Given information —
* * *
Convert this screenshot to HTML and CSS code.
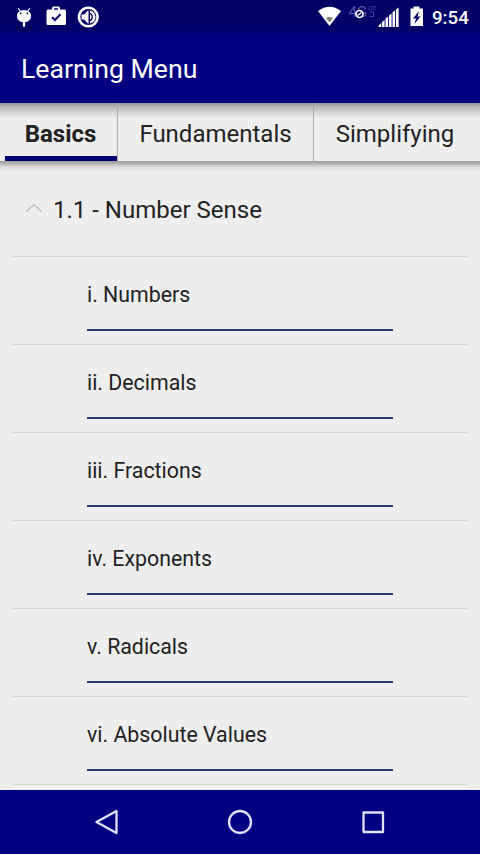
FILE: index.html
```html
<!DOCTYPE html>
<html lang="en">
<head>
<meta charset="utf-8">
<title>Learning Menu</title>
<link rel="stylesheet" href="styles.css">
</head>
<body>
<div class="status">
  <svg class="status-left" width="110" height="34" viewBox="0 0 110 34">
    <path d="M18 8l3 4M30 8l-3 4" stroke="#fff" stroke-width="1.1"/>
    <path d="M17 15.500a7 5.500 0 0 1 14 0q0 5-4.500 6.500h-1.300v3.800a1.200 1.200 0 0 1-2.400 0V22h-1.300Q17 20.500 17 15.500z" fill="#fff"/>
    <circle cx="20.600" cy="13.500" r=".9" fill="#000066"/><circle cx="27.400" cy="13.500" r=".9" fill="#000066"/>
    <path d="M48 9.500h4V8q0-1.500 1.500-1.500h5Q60 6.500 60 8v1.500h4.500q1.500 0 1.500 1.500v12.500q0 1.500-1.500 1.500H48q-1.500 0-1.500-1.500V11q0-1.500 1.500-1.500zM54 8.200v1.500h4V8.200z" fill="#fff" fill-rule="evenodd"/>
    <path d="M52 17.200l3 2.800 5.500-5.800" stroke="#000066" stroke-width="2" fill="none"/>
    <circle cx="88.300" cy="17" r="9.300" fill="none" stroke="#fff" stroke-width="2.600"/>
    <path d="M81.500 14.500h2.500l4.500-4.500v14l-4.500-4.500h-2.500z" fill="#fff"/>
    <path d="M90 10.500q5.500 1.500 5.500 6.500T90 23.500z" fill="#fff"/>
    <path d="M90 13.500q2.300 1 2.300 3.500T90 20.500" fill="none" stroke="#000066" stroke-width="1.400"/>
  </svg>
  <div class="status-right">
    <svg width="110" height="34" viewBox="0 0 110 34">
      <path d="M2 11q11.500-8.500 23 0L13.500 26z" fill="#fff"/>
      <path d="M10 18q3.500-2 7 0l-3.500 4.500z" fill="#85856f"/>
      <text class="net" x="32.500" y="17">4G</text>
      <text class="net-small" x="52" y="10">LTE</text>
      <path d="M53.500 12h4v4.500h-4" fill="none" stroke="#44448f" stroke-width="1"/>
      <circle cx="43.500" cy="14" r="3.500" fill="#000066" stroke="#fff" stroke-width="1.700"/>
      <path d="M41.500 15.500l4-3" stroke="#fff" stroke-width="1.400"/>
      <path d="M62.500 27v-1.500l2.800-2.500v4zM66 27v-5l2.600-2v7zM69.500 27v-8.500l2.600-2V27zM73 27V15.500l2.600-2V27zM76.500 27V12.200l2.600-2V27zM80 27V9.500l2.600-2V27z" fill="#fff"/>
      <path d="M94.500 8.500h3v-2h6v2h3.500v17.500H94.500z" fill="#fff"/>
      <path d="M103 11l-6 7.500h3l-1.500 5.500 6-7.500h-3z" fill="#000066"/>
    </svg>
    <span class="clock">9:54</span>
  </div>
</div>
<header class="appbar"><h1 class="title">Learning Menu</h1></header>
<nav class="tabs">
  <div class="tab tab-active">Basics</div>
  <div class="tab tab-mid">Fundamentals</div>
  <div class="tab tab-last">Simplifying</div>
</nav>
<main class="list">
  <div class="group">
    <svg class="chevron" width="18" height="10" viewBox="0 0 18 10"><path d="M1.500 8.500L9 1.500l7.500 7" fill="none" stroke="#ccc" stroke-width="1.900"/></svg>
    <span>1.1 - Number Sense</span>
  </div>
  <div class="row"><div class="item">i. Numbers</div></div>
  <div class="row"><div class="item">ii. Decimals</div></div>
  <div class="row"><div class="item">iii. Fractions</div></div>
  <div class="row"><div class="item">iv. Exponents</div></div>
  <div class="row"><div class="item">v. Radicals</div></div>
  <div class="row"><div class="item">vi. Absolute Values</div></div>
</main>
<footer class="navbar">
  <svg width="26" height="26" viewBox="0 0 26 26"><path d="M2.500 13L22.500 2v22z"/></svg>
  <svg width="26" height="26" viewBox="0 0 26 26"><circle cx="13" cy="13" r="11"/></svg>
  <svg width="26" height="26" viewBox="0 0 26 26"><rect x="3.500" y="3.500" width="19.500" height="19.500"/></svg>
</footer>
</body>
</html>
```
FILE: styles.css
```css
* { box-sizing: border-box; }
body {
  margin: 0;
  width: 480px;
  height: 854px;
  overflow: hidden;
  display: flex;
  flex-direction: column;
  background: #eee;
  color: #222;
  font-family: Roboto, sans-serif;
}
.status {
  height: 34px;
  flex: none;
  display: flex;
  justify-content: space-between;
  background: linear-gradient(#000066 31px, #000080);
}
.status-right { display: flex; }
.clock {
  width: 54px;
  padding-left: 6px;
  color: #fff;
  font-size: 18.700px;
  font-weight: 500;
  line-height: 36px;
}
.net { font-size: 15px; fill: #5555a0; }
.net-small { font-size: 5px; fill: #55a; }
.appbar {
  height: 69px;
  flex: none;
  padding-left: 21px;
  background: #000080;
}
.title {
  margin: 0;
  color: #fff;
  font-size: 26.670px;
  font-weight: 400;
  line-height: 70px;
}
.tabs {
  height: 58px;
  flex: none;
  display: flex;
  padding-left: 5px;
  background: linear-gradient(#999 0, #b8b8b8 4px, #d8d8d8 10px, #eee 16px);
}
.tab {
  font-size: 24px;
  line-height: 62px;
  text-align: center;
  white-space: nowrap;
}
.tab-active {
  width: 112px;
  padding-right: 1px;
  border-bottom: 5px solid #000073;
  font-weight: 700;
}
.tab-mid { width: 196px; border-left: 1px solid #aaa; }
.tab-last { flex: 1; padding-right: 4px; border-left: 1px solid #aaa; }
.list {
  height: 629px;
  flex: none;
  overflow: hidden;
  padding: 0 13px;
  background: linear-gradient(#999 0, #b8b8b8 3px, #ddd 6px, #eee 11px);
}
.group {
  height: 96px;
  display: flex;
  align-items: center;
  gap: 10px;
  padding: 3px 0 0 12px;
  border-bottom: 1px solid #d6d8d6;
  font-size: 24px;
}
.chevron { margin-top: -4px; }
.row {
  height: 88px;
  padding: 0 74px;
  border-bottom: 1px solid #d8d8d8;
}
.item {
  height: 74px;
  border-bottom: 2px solid #333377;
  font-size: 21.330px;
  line-height: 76px;
}
.navbar {
  height: 64px;
  flex: none;
  display: flex;
  justify-content: center;
  align-items: center;
  gap: 107px;
  background: #000080;
}
.navbar svg { fill: none; stroke: #e0e0ff; stroke-width: 2.300; stroke-linejoin: round; }
```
* * *
Objective —
In your copy, leave out the pictures and reproduce the material above exactly.

Exercise solution —
Convert this screenshot to HTML and CSS code.
FILE: index.html
```html
<!DOCTYPE html>
<html lang="en">
<head>
<meta charset="utf-8">
<title>Learning Menu</title>
<link rel="stylesheet" href="styles.css">
</head>
<body>
<div class="status">
  <svg class="status-left" width="110" height="34" viewBox="0 0 110 34">
    <path d="M18 8l3 4M30 8l-3 4" stroke="#fff" stroke-width="1.1"/>
    <path d="M17 15.500a7 5.500 0 0 1 14 0q0 5-4.500 6.500h-1.300v3.800a1.200 1.200 0 0 1-2.400 0V22h-1.300Q17 20.500 17 15.500z" fill="#fff"/>
    <circle cx="20.600" cy="13.500" r=".9" fill="#000066"/><circle cx="27.400" cy="13.500" r=".9" fill="#000066"/>
    <path d="M48 9.500h4V8q0-1.500 1.500-1.500h5Q60 6.500 60 8v1.500h4.500q1.500 0 1.500 1.500v12.500q0 1.500-1.500 1.500H48q-1.500 0-1.500-1.500V11q0-1.500 1.500-1.500zM54 8.200v1.500h4V8.200z" fill="#fff" fill-rule="evenodd"/>
    <path d="M52 17.200l3 2.800 5.500-5.800" stroke="#000066" stroke-width="2" fill="none"/>
    <circle cx="88.300" cy="17" r="9.300" fill="none" stroke="#fff" stroke-width="2.600"/>
    <path d="M81.500 14.500h2.500l4.500-4.500v14l-4.500-4.500h-2.500z" fill="#fff"/>
    <path d="M90 10.500q5.500 1.500 5.500 6.500T90 23.500z" fill="#fff"/>
    <path d="M90 13.500q2.300 1 2.300 3.500T90 20.500" fill="none" stroke="#000066" stroke-width="1.400"/>
  </svg>
  <div class="status-right">
    <svg width="110" height="34" viewBox="0 0 110 34">
      <path d="M2 11q11.500-8.500 23 0L13.500 26z" fill="#fff"/>
      <path d="M10 18q3.500-2 7 0l-3.500 4.500z" fill="#85856f"/>
      <text class="net" x="32.500" y="17">4G</text>
      <text class="net-small" x="52" y="10">LTE</text>
      <path d="M53.500 12h4v4.500h-4" fill="none" stroke="#44448f" stroke-width="1"/>
      <circle cx="43.500" cy="14" r="3.500" fill="#000066" stroke="#fff" stroke-width="1.700"/>
      <path d="M41.500 15.500l4-3" stroke="#fff" stroke-width="1.400"/>
      <path d="M62.500 27v-1.500l2.800-2.500v4zM66 27v-5l2.600-2v7zM69.500 27v-8.500l2.600-2V27zM73 27V15.500l2.600-2V27zM76.500 27V12.200l2.600-2V27zM80 27V9.500l2.600-2V27z" fill="#fff"/>
      <path d="M94.500 8.500h3v-2h6v2h3.500v17.500H94.500z" fill="#fff"/>
      <path d="M103 11l-6 7.500h3l-1.500 5.500 6-7.500h-3z" fill="#000066"/>
    </svg>
    <span class="clock">9:54</span>
  </div>
</div>
<header class="appbar"><h1 class="title">Learning Menu</h1></header>
<nav class="tabs">
  <div class="tab tab-active">Basics</div>
  <div class="tab tab-mid">Fundamentals</div>
  <div class="tab tab-last">Simplifying</div>
</nav>
<main class="list">
  <div class="group">
    <svg class="chevron" width="18" height="10" viewBox="0 0 18 10"><path d="M1.500 8.500L9 1.500l7.500 7" fill="none" stroke="#ccc" stroke-width="1.900"/></svg>
    <span>1.1 - Number Sense</span>
  </div>
  <div class="row"><div class="item">i. Numbers</div></div>
  <div class="row"><div class="item">ii. Decimals</div></div>
  <div class="row"><div class="item">iii. Fractions</div></div>
  <div class="row"><div class="item">iv. Exponents</div></div>
  <div class="row"><div class="item">v. Radicals</div></div>
  <div class="row"><div class="item">vi. Absolute Values</div></div>
</main>
<footer class="navbar">
  <svg width="26" height="26" viewBox="0 0 26 26"><path d="M2.500 13L22.500 2v22z"/></svg>
  <svg width="26" height="26" viewBox="0 0 26 26"><circle cx="13" cy="13" r="11"/></svg>
  <svg width="26" height="26" viewBox="0 0 26 26"><rect x="3.500" y="3.500" width="19.500" height="19.500"/></svg>
</footer>
</body>
</html>
```
FILE: styles.css
```css
* { box-sizing: border-box; }
body {
  margin: 0;
  width: 480px;
  height: 854px;
  overflow: hidden;
  display: flex;
  flex-direction: column;
  background: #eee;
  color: #222;
  font-family: Roboto, sans-serif;
}
.status {
  height: 34px;
  flex: none;
  display: flex;
  justify-content: space-between;
  background: linear-gradient(#000066 31px, #000080);
}
.status-right { display: flex; }
.clock {
  width: 54px;
  padding-left: 6px;
  color: #fff;
  font-size: 18.700px;
  font-weight: 500;
  line-height: 36px;
}
.net { font-size: 15px; fill: #5555a0; }
.net-small { font-size: 5px; fill: #55a; }
.appbar {
  height: 69px;
  flex: none;
  padding-left: 21px;
  background: #000080;
}
.title {
  margin: 0;
  color: #fff;
  font-size: 26.670px;
  font-weight: 400;
  line-height: 70px;
}
.tabs {
  height: 58px;
  flex: none;
  display: flex;
  padding-left: 5px;
  background: linear-gradient(#999 0, #b8b8b8 4px, #d8d8d8 10px, #eee 16px);
}
.tab {
  font-size: 24px;
  line-height: 62px;
  text-align: center;
  white-space: nowrap;
}
.tab-active {
  width: 112px;
  padding-right: 1px;
  border-bottom: 5px solid #000073;
  font-weight: 700;
}
.tab-mid { width: 196px; border-left: 1px solid #aaa; }
.tab-last { flex: 1; padding-right: 4px; border-left: 1px solid #aaa; }
.list {
  height: 629px;
  flex: none;
  overflow: hidden;
  padding: 0 13px;
  background: linear-gradient(#999 0, #b8b8b8 3px, #ddd 6px, #eee 11px);
}
.group {
  height: 96px;
  display: flex;
  align-items: center;
  gap: 10px;
  padding: 3px 0 0 12px;
  border-bottom: 1px solid #d6d8d6;
  font-size: 24px;
}
.chevron { margin-top: -4px; }
.row {
  height: 88px;
  padding: 0 74px;
  border-bottom: 1px solid #d8d8d8;
}
.item {
  height: 74px;
  border-bottom: 2px solid #333377;
  font-size: 21.330px;
  line-height: 76px;
}
.navbar {
  height: 64px;
  flex: none;
  display: flex;
  justify-content: center;
  align-items: center;
  gap: 107px;
  background: #000080;
}
.navbar svg { fill: none; stroke: #e0e0ff; stroke-width: 2.300; stroke-linejoin: round; }
```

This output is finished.